Records excerpted from a collection:
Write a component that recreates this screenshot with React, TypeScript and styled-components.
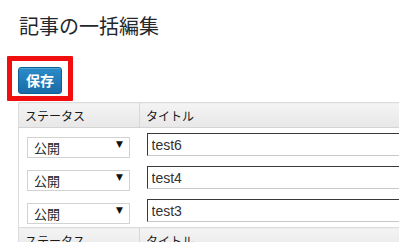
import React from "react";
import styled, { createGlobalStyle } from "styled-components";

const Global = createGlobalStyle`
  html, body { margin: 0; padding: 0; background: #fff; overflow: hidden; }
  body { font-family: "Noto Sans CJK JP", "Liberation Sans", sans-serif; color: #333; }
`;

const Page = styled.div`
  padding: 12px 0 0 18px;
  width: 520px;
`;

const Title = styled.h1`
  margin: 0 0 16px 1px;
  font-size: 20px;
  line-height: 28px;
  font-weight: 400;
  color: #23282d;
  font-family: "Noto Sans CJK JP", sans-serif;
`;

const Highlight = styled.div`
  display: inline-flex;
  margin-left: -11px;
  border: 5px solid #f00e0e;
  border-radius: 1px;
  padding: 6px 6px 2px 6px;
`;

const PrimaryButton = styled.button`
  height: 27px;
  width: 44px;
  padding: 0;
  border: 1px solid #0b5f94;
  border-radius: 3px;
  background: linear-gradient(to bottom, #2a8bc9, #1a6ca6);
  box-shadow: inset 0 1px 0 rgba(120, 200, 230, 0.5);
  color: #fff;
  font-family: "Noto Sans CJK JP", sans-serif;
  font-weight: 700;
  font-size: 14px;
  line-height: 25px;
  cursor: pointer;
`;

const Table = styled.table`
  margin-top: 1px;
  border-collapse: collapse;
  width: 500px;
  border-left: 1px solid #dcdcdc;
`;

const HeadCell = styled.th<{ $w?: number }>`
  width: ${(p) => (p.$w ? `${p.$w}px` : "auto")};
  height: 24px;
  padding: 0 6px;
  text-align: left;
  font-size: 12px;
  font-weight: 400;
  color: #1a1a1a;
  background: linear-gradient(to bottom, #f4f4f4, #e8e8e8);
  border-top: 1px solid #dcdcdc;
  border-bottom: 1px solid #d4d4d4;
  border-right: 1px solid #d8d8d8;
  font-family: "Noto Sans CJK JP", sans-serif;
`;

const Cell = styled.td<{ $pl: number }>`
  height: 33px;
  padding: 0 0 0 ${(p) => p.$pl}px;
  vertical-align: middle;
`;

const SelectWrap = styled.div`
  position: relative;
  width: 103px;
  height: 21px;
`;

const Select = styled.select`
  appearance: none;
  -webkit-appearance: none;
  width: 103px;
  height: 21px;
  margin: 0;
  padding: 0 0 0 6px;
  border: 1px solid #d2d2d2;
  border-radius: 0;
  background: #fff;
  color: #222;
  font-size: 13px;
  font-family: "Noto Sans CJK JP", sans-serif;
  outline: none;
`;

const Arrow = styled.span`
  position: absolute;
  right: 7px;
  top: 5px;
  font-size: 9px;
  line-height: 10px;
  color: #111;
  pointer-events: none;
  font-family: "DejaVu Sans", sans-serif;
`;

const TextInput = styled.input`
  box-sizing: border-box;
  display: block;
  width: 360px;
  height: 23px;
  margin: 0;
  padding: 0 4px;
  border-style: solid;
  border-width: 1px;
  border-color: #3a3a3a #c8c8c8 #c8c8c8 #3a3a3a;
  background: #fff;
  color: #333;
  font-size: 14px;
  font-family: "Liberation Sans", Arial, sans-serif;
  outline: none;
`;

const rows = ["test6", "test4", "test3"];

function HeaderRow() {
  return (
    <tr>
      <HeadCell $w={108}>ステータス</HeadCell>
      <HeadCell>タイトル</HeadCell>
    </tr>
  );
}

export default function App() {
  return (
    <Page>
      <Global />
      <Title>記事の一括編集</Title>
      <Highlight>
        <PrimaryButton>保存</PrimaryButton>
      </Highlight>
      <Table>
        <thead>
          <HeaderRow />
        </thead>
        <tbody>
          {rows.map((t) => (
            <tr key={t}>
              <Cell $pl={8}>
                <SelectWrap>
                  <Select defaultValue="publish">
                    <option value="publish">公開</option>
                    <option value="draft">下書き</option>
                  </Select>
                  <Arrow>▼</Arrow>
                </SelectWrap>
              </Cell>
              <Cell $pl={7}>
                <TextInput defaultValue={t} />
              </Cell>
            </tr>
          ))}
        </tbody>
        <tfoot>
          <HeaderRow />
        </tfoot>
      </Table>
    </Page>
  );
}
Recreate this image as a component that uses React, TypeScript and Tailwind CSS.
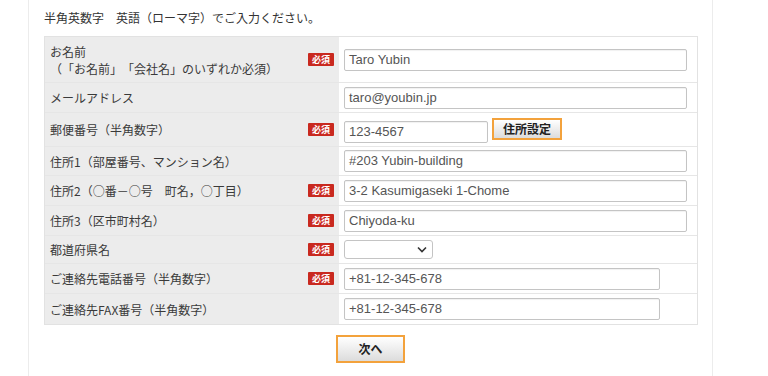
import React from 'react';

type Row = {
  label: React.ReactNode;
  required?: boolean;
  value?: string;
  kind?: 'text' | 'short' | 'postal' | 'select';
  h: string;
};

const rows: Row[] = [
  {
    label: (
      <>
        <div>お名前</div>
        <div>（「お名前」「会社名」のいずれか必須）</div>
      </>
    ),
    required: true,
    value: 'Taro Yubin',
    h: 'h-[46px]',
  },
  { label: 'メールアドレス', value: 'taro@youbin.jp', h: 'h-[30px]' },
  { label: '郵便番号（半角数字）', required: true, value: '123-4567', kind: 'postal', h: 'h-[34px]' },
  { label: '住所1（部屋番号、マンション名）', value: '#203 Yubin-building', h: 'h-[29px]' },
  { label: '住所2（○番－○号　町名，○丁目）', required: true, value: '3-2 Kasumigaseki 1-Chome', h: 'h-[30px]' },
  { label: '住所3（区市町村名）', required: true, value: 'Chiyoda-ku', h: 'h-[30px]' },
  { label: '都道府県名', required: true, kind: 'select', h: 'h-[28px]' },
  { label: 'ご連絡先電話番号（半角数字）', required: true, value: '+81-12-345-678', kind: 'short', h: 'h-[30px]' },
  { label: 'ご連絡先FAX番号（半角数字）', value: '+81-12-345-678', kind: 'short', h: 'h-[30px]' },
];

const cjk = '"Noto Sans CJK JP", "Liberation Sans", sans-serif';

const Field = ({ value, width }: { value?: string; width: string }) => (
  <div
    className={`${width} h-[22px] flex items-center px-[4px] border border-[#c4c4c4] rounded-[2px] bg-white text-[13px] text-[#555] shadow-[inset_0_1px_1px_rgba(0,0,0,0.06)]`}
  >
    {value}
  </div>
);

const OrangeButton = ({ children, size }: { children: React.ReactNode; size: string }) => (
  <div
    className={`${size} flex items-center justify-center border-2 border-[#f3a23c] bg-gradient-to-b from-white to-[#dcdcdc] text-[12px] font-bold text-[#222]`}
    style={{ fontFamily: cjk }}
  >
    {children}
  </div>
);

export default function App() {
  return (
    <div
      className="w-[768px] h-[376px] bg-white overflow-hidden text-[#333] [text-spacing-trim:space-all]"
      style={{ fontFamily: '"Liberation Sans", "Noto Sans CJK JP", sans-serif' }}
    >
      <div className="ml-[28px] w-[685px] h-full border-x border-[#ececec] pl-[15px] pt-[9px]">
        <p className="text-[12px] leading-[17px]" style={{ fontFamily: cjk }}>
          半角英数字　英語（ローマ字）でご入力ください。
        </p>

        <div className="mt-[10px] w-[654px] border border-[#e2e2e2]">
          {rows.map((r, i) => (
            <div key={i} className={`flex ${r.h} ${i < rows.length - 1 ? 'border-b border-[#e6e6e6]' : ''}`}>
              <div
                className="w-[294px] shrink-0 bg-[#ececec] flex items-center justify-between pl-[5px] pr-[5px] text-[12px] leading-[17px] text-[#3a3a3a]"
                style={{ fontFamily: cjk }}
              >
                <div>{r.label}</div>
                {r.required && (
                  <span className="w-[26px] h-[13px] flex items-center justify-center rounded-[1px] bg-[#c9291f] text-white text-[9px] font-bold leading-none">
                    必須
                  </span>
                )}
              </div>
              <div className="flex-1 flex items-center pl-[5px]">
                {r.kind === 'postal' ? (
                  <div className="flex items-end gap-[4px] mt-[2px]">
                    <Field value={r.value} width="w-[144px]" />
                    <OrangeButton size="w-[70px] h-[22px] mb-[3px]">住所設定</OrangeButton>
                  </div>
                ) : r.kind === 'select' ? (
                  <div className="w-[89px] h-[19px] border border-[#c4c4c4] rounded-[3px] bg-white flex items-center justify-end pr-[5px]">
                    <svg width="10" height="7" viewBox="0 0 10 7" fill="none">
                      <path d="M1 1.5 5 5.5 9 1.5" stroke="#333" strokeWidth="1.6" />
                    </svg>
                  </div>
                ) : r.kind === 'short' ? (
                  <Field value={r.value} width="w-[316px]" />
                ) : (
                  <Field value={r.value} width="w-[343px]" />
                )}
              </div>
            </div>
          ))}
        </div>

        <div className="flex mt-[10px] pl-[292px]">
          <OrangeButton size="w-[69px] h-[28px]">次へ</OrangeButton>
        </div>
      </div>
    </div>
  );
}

#### PROBLEM TO SOLVE:
Show every line of the records above that contains the word "this".

#### WRITTEN RESPONSE:
Write a component that recreates this screenshot with React, TypeScript and styled-components.
Recreate this image as a component that uses React, TypeScript and Tailwind CSS.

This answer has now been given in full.